**DATA FOR THE TASK**
## Start

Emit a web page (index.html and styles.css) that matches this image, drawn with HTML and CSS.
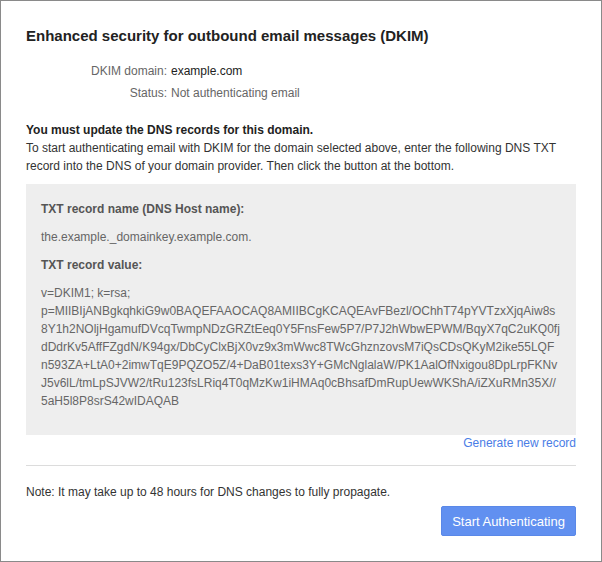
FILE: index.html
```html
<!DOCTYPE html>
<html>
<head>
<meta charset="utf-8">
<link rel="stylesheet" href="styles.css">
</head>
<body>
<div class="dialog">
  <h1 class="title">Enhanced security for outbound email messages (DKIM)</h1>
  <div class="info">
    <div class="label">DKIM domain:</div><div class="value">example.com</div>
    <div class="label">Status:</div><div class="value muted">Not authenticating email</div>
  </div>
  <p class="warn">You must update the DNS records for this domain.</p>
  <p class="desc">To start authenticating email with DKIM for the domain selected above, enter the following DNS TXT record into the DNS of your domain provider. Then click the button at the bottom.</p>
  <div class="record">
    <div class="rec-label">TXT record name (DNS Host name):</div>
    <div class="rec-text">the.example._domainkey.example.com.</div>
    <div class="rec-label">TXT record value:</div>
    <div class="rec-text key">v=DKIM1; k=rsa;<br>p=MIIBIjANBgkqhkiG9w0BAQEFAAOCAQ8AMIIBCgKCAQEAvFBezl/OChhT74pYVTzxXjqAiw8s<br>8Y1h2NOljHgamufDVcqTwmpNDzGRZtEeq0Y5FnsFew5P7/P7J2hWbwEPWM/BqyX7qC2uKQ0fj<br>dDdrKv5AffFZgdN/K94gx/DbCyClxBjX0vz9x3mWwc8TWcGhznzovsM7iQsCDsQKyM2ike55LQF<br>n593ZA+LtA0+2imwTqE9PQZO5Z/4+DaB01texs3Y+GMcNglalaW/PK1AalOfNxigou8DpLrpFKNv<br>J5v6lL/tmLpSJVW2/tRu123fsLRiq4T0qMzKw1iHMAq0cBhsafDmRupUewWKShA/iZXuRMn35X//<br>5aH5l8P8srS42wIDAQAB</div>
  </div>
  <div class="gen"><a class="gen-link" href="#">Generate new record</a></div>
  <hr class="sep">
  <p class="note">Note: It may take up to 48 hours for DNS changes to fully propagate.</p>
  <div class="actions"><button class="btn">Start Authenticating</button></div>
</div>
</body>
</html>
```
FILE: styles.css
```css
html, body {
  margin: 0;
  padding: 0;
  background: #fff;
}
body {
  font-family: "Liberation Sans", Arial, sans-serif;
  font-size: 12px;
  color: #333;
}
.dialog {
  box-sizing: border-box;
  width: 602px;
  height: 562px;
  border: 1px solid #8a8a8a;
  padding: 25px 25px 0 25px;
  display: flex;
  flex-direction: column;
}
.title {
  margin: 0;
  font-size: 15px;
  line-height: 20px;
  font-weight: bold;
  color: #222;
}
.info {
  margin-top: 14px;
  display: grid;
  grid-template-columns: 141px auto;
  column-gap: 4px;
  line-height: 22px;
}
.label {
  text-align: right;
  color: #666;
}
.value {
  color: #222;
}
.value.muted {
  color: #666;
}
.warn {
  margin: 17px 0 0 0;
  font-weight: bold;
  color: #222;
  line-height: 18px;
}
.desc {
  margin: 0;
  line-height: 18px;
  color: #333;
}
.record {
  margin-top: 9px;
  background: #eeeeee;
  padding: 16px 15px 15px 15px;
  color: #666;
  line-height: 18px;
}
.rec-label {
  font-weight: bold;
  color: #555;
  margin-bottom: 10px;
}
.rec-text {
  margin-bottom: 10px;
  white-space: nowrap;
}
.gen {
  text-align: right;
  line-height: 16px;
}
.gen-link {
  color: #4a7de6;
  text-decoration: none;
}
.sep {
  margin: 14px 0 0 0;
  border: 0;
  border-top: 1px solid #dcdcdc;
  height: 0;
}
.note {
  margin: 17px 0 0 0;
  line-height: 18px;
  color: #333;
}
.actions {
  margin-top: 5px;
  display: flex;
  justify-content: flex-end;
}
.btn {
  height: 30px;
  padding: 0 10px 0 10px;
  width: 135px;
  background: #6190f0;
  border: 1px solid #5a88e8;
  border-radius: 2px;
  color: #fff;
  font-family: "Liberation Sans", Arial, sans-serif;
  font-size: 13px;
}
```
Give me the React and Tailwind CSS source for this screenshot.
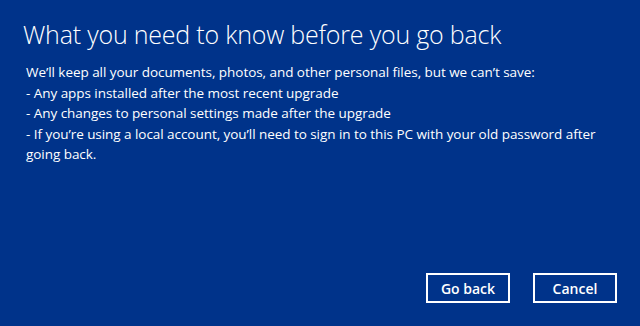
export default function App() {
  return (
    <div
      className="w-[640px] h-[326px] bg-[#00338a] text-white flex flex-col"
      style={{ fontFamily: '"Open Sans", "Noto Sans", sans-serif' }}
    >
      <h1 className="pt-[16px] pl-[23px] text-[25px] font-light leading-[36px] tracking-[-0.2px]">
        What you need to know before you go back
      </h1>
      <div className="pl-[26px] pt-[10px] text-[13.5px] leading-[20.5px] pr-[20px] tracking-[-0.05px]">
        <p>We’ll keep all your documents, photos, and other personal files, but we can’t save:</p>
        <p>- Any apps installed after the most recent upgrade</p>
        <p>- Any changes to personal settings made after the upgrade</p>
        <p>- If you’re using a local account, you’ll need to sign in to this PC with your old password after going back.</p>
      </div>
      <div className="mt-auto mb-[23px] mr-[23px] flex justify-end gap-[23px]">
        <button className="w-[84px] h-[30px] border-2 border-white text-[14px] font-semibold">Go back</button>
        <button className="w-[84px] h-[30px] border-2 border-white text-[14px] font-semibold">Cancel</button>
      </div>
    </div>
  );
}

## End

**INSTRUCTION**
Pictures are excluded; repeat every record exactly.

**PROBLEM SOLUTION**
Emit a web page (index.html and styles.css) that matches this image, drawn with HTML and CSS.
FILE: index.html
```html
<!DOCTYPE html>
<html>
<head>
<meta charset="utf-8">
<link rel="stylesheet" href="styles.css">
</head>
<body>
<div class="dialog">
  <h1 class="title">Enhanced security for outbound email messages (DKIM)</h1>
  <div class="info">
    <div class="label">DKIM domain:</div><div class="value">example.com</div>
    <div class="label">Status:</div><div class="value muted">Not authenticating email</div>
  </div>
  <p class="warn">You must update the DNS records for this domain.</p>
  <p class="desc">To start authenticating email with DKIM for the domain selected above, enter the following DNS TXT record into the DNS of your domain provider. Then click the button at the bottom.</p>
  <div class="record">
    <div class="rec-label">TXT record name (DNS Host name):</div>
    <div class="rec-text">the.example._domainkey.example.com.</div>
    <div class="rec-label">TXT record value:</div>
    <div class="rec-text key">v=DKIM1; k=rsa;<br>p=MIIBIjANBgkqhkiG9w0BAQEFAAOCAQ8AMIIBCgKCAQEAvFBezl/OChhT74pYVTzxXjqAiw8s<br>8Y1h2NOljHgamufDVcqTwmpNDzGRZtEeq0Y5FnsFew5P7/P7J2hWbwEPWM/BqyX7qC2uKQ0fj<br>dDdrKv5AffFZgdN/K94gx/DbCyClxBjX0vz9x3mWwc8TWcGhznzovsM7iQsCDsQKyM2ike55LQF<br>n593ZA+LtA0+2imwTqE9PQZO5Z/4+DaB01texs3Y+GMcNglalaW/PK1AalOfNxigou8DpLrpFKNv<br>J5v6lL/tmLpSJVW2/tRu123fsLRiq4T0qMzKw1iHMAq0cBhsafDmRupUewWKShA/iZXuRMn35X//<br>5aH5l8P8srS42wIDAQAB</div>
  </div>
  <div class="gen"><a class="gen-link" href="#">Generate new record</a></div>
  <hr class="sep">
  <p class="note">Note: It may take up to 48 hours for DNS changes to fully propagate.</p>
  <div class="actions"><button class="btn">Start Authenticating</button></div>
</div>
</body>
</html>
```
FILE: styles.css
```css
html, body {
  margin: 0;
  padding: 0;
  background: #fff;
}
body {
  font-family: "Liberation Sans", Arial, sans-serif;
  font-size: 12px;
  color: #333;
}
.dialog {
  box-sizing: border-box;
  width: 602px;
  height: 562px;
  border: 1px solid #8a8a8a;
  padding: 25px 25px 0 25px;
  display: flex;
  flex-direction: column;
}
.title {
  margin: 0;
  font-size: 15px;
  line-height: 20px;
  font-weight: bold;
  color: #222;
}
.info {
  margin-top: 14px;
  display: grid;
  grid-template-columns: 141px auto;
  column-gap: 4px;
  line-height: 22px;
}
.label {
  text-align: right;
  color: #666;
}
.value {
  color: #222;
}
.value.muted {
  color: #666;
}
.warn {
  margin: 17px 0 0 0;
  font-weight: bold;
  color: #222;
  line-height: 18px;
}
.desc {
  margin: 0;
  line-height: 18px;
  color: #333;
}
.record {
  margin-top: 9px;
  background: #eeeeee;
  padding: 16px 15px 15px 15px;
  color: #666;
  line-height: 18px;
}
.rec-label {
  font-weight: bold;
  color: #555;
  margin-bottom: 10px;
}
.rec-text {
  margin-bottom: 10px;
  white-space: nowrap;
}
.gen {
  text-align: right;
  line-height: 16px;
}
.gen-link {
  color: #4a7de6;
  text-decoration: none;
}
.sep {
  margin: 14px 0 0 0;
  border: 0;
  border-top: 1px solid #dcdcdc;
  height: 0;
}
.note {
  margin: 17px 0 0 0;
  line-height: 18px;
  color: #333;
}
.actions {
  margin-top: 5px;
  display: flex;
  justify-content: flex-end;
}
.btn {
  height: 30px;
  padding: 0 10px 0 10px;
  width: 135px;
  background: #6190f0;
  border: 1px solid #5a88e8;
  border-radius: 2px;
  color: #fff;
  font-family: "Liberation Sans", Arial, sans-serif;
  font-size: 13px;
}
```
Give me the React and Tailwind CSS source for this screenshot.
export default function App() {
  return (
    <div
      className="w-[640px] h-[326px] bg-[#00338a] text-white flex flex-col"
      style={{ fontFamily: '"Open Sans", "Noto Sans", sans-serif' }}
    >
      <h1 className="pt-[16px] pl-[23px] text-[25px] font-light leading-[36px] tracking-[-0.2px]">
        What you need to know before you go back
      </h1>
      <div className="pl-[26px] pt-[10px] text-[13.5px] leading-[20.5px] pr-[20px] tracking-[-0.05px]">
        <p>We’ll keep all your documents, photos, and other personal files, but we can’t save:</p>
        <p>- Any apps installed after the most recent upgrade</p>
        <p>- Any changes to personal settings made after the upgrade</p>
        <p>- If you’re using a local account, you’ll need to sign in to this PC with your old password after going back.</p>
      </div>
      <div className="mt-auto mb-[23px] mr-[23px] flex justify-end gap-[23px]">
        <button className="w-[84px] h-[30px] border-2 border-white text-[14px] font-semibold">Go back</button>
        <button className="w-[84px] h-[30px] border-2 border-white text-[14px] font-semibold">Cancel</button>
      </div>
    </div>
  );
}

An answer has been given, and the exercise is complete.